Mr Pillai said the government could partner local entrepreneurial firms that have promising sustainability projects but lack the scale necessary to attract carbon credit financing.

During his budget speech, Mr Wong announced that businesses will be able to use high-quality international carbon credits to offset up to 5 per cent of their taxable emissions from 2024.

To help smaller businesses undertake larger-scale projects to reduce carbon emissions that can be financed through carbon credits, Mr Pillai said the government or statutory boards could partner them in the provision of services such as waste-to-energy plants to power lamp posts in business parks. 

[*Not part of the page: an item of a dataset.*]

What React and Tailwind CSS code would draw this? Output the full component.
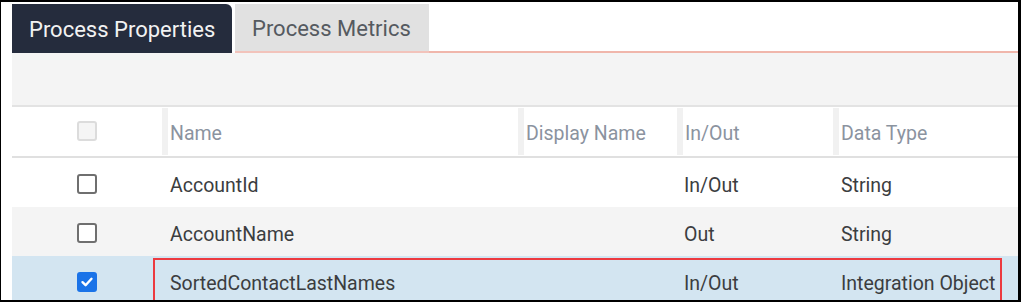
import React from 'react';

const columns = ['Name', 'Display Name', 'In/Out', 'Data Type'];

const rows = [
  { name: 'AccountId', display: '', io: 'In/Out', type: 'String', checked: false, bg: 'bg-white' },
  { name: 'AccountName', display: '', io: 'Out', type: 'String', checked: false, bg: 'bg-[#f4f4f4]' },
  { name: 'SortedContactLastNames', display: '', io: 'In/Out', type: 'Integration Object', checked: true, bg: 'bg-[#d3e5f1]', highlight: true },
];

const gridCols = 'grid grid-cols-[150px_356px_159px_156px_1fr]';

const Checkbox = ({ checked, disabled }) => {
  if (disabled) {
    return <div className="w-[20px] h-[20px] rounded-[3px] border-2 border-[#dcdcdc] bg-[#f5f5f5]" />;
  }
  if (checked) {
    return (
      <div className="w-[20px] h-[20px] rounded-[3px] bg-[#1a73e8] flex items-center justify-center">
        <svg width="14" height="14" viewBox="0 0 14 14" fill="none">
          <path d="M2.5 7.2L5.6 10.2L11.5 3.8" stroke="white" strokeWidth="2.4" strokeLinecap="round" strokeLinejoin="round" />
        </svg>
      </div>
    );
  }
  return <div className="w-[20px] h-[20px] rounded-[3px] border-2 border-[#6f6f6f] bg-white" />;
};

const App = () => {
  return (
    <div className="w-[1024px] h-[304px] bg-white font-['Roboto',sans-serif] overflow-hidden">
      <div className="w-[1021px] h-[302px] border-l border-t-2 border-r-[3px] border-b-2 border-black flex flex-col pl-[11px] pt-[2px] overflow-hidden bg-white">
        {/* Tabs */}
        <div className="flex items-stretch h-[49px] shrink-0">
          <div className="w-[220px] bg-[#252c3d] text-[#f2f2f2] text-[22px] rounded-tr-[6px] flex items-center pl-[17px] pt-[1px]">
            Process Properties
          </div>
          <div className="w-[194px] ml-[3px] bg-[#e1e1e1] text-[#555a60] text-[22px] flex items-center pl-[17px] pt-[1px] border-b-2 border-[#f2c3bb]">
            Process Metrics
          </div>
          <div className="flex-1 border-b-2 border-[#f0b6ab]" />
        </div>

        {/* Toolbar band */}
        <div className="h-[54px] shrink-0 bg-[#f4f4f4] border-b-2 border-[#e3e3e3]" />

        {/* Header */}
        <div className={`${gridCols} h-[51px] shrink-0 bg-white border-b-2 border-[#e0e0e0]`}>
          <div className="flex items-center justify-center pr-[1px] pb-[2px]">
            <Checkbox disabled />
          </div>
          {columns.map((col) => (
            <div key={col} className="flex items-stretch">
              <div className="w-[6px] my-[1px] bg-[#f1f1f1]" />
              <div className="flex items-center pl-[2px] pt-[4px] text-[19.5px] text-[#8b939f]">{col}</div>
            </div>
          ))}
        </div>

        {/* Rows */}
        {rows.map((row) => (
          <div key={row.name} className={`${gridCols} relative h-[49px] shrink-0 ${row.bg} text-[19.5px] text-[#3b3d40]`}>
            <div className="flex items-center justify-center pr-[1px] pt-[2px]">
              <Checkbox checked={row.checked} />
            </div>
            <div className="flex items-center pl-[8px] pt-[6px]">{row.name}</div>
            <div className="flex items-center pl-[8px] pt-[6px]">{row.display}</div>
            <div className="flex items-center pl-[7px] pt-[6px]">{row.io}</div>
            <div className="flex items-center pl-[8px] pt-[6px]">{row.type}</div>
            {row.highlight && (
              <div className="absolute left-[141px] top-[2px] w-[849px] h-[46px] border-2 border-[#ec3a40]" />
            )}
          </div>
        ))}
      </div>
    </div>
  );
};

export default App;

“With established track records, these Singapore businesses would be able to establish good branding and reputation as leaders in this field,” he said. 

“Through this we would have developed a value proposition for Singaporean businesses and allow them an opportunity to participate in the international carbon credit value-chain,” he added. 

Meanwhile, MP Gerald Giam (WP-Aljunied) renewed his call for a national hydrogen strategy and roadmap to spur the creation of a hydrogen economy in Singapore. 

“​​This will set Singapore on a path towards being a global player in the hydrogen industry and benefit Singaporean workers,” he said. 

On reducing the excessive use of plastic disposables, he suggested requiring large supermarkets to offer a discount as an incentive for not using plastic bags, instead of implementing a bag charge which the National Environment Agency (NEA) is currently mulling over.